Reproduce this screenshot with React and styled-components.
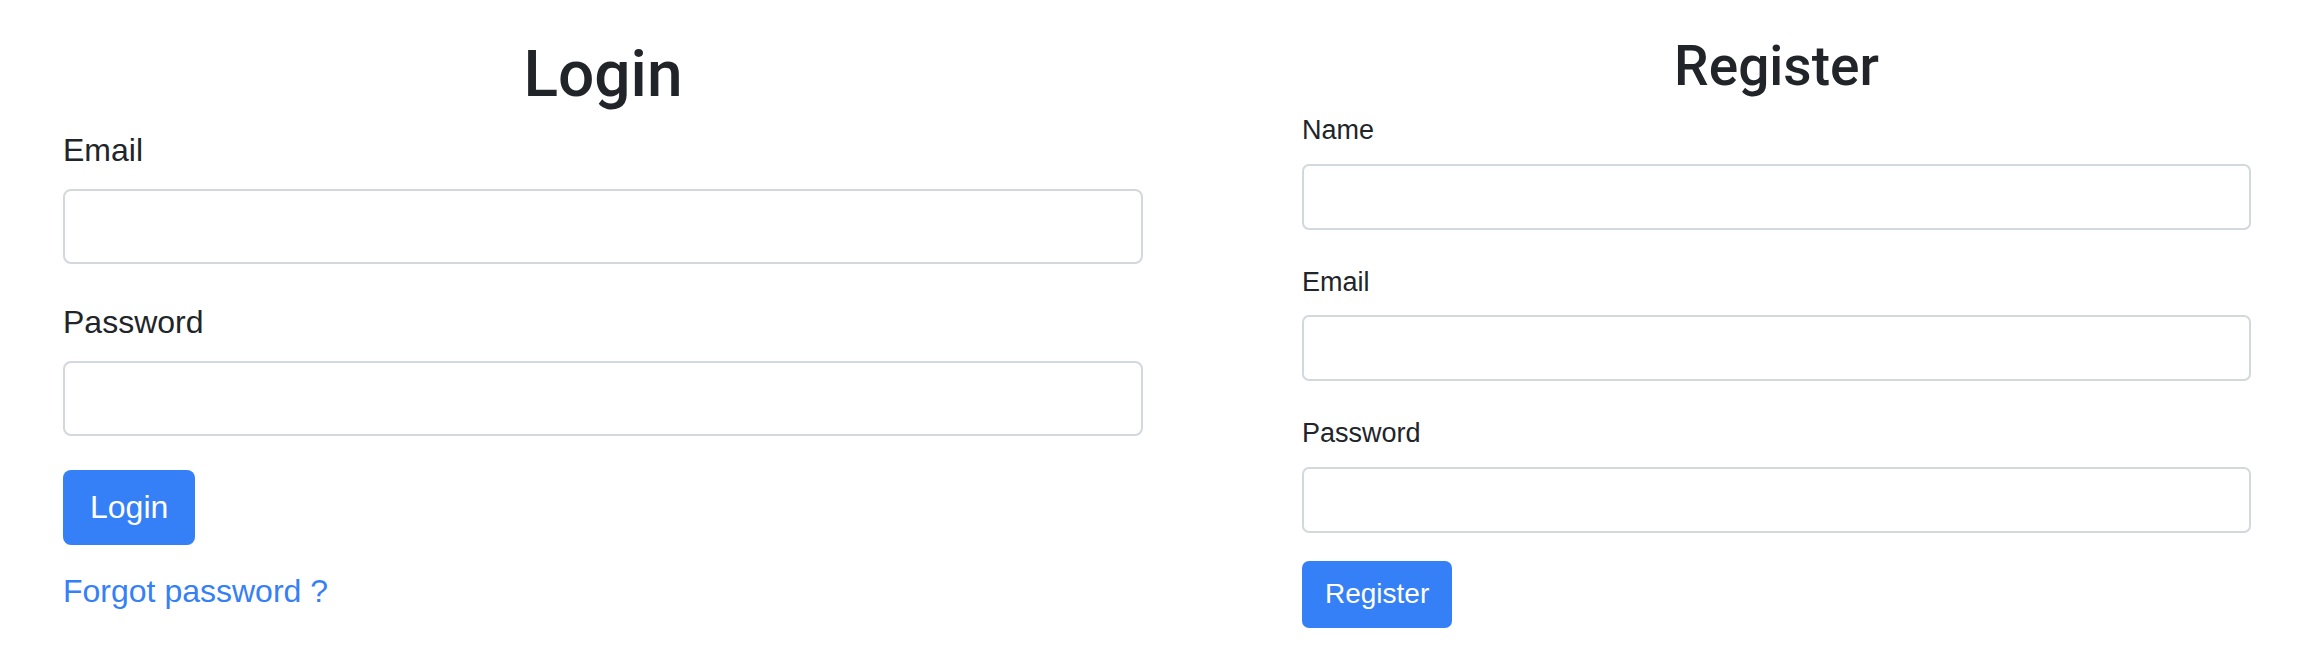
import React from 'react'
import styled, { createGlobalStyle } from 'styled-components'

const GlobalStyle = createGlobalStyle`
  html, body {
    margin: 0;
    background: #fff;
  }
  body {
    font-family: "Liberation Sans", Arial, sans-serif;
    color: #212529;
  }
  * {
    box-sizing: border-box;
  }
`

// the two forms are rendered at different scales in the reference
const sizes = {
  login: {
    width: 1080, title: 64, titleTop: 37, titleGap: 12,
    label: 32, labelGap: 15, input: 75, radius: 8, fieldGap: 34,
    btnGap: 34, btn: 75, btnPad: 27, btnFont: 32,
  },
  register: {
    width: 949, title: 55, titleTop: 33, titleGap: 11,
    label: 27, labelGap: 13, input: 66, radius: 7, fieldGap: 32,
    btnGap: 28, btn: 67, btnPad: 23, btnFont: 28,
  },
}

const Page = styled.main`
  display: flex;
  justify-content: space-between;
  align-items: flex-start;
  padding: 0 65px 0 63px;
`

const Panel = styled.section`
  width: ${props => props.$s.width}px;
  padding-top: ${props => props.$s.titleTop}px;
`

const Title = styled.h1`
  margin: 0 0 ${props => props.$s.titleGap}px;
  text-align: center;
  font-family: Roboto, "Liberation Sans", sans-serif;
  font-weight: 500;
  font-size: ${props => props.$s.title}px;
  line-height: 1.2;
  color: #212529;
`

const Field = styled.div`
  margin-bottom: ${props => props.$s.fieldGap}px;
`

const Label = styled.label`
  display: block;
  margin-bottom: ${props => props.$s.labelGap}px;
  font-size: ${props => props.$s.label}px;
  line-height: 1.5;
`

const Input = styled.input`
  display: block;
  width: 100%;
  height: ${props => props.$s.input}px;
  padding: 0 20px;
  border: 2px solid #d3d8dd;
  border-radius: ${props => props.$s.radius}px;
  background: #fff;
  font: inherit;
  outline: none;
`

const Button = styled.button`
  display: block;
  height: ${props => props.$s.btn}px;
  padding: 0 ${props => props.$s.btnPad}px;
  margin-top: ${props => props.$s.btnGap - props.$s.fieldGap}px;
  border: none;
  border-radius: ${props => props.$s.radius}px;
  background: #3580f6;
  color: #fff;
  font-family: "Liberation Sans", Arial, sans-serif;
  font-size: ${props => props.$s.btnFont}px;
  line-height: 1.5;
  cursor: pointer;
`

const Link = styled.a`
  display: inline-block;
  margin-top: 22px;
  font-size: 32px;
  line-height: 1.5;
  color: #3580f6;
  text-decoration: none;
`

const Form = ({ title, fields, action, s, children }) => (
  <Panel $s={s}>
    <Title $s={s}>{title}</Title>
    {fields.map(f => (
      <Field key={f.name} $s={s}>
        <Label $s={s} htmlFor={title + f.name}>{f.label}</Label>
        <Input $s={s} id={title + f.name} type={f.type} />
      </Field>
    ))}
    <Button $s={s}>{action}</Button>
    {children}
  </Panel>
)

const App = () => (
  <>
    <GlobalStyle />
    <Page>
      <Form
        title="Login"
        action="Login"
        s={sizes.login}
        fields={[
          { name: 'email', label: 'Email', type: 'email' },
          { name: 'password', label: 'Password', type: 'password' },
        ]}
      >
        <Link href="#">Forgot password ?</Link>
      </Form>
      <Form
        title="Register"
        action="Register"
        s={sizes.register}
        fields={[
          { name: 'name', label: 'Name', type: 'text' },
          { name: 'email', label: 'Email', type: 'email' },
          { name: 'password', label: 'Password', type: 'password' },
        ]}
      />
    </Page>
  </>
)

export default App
----------------
**What the exercise asks**:
Of all the lines in the data above, state how many include "components". Say only the number.

**Response**:
2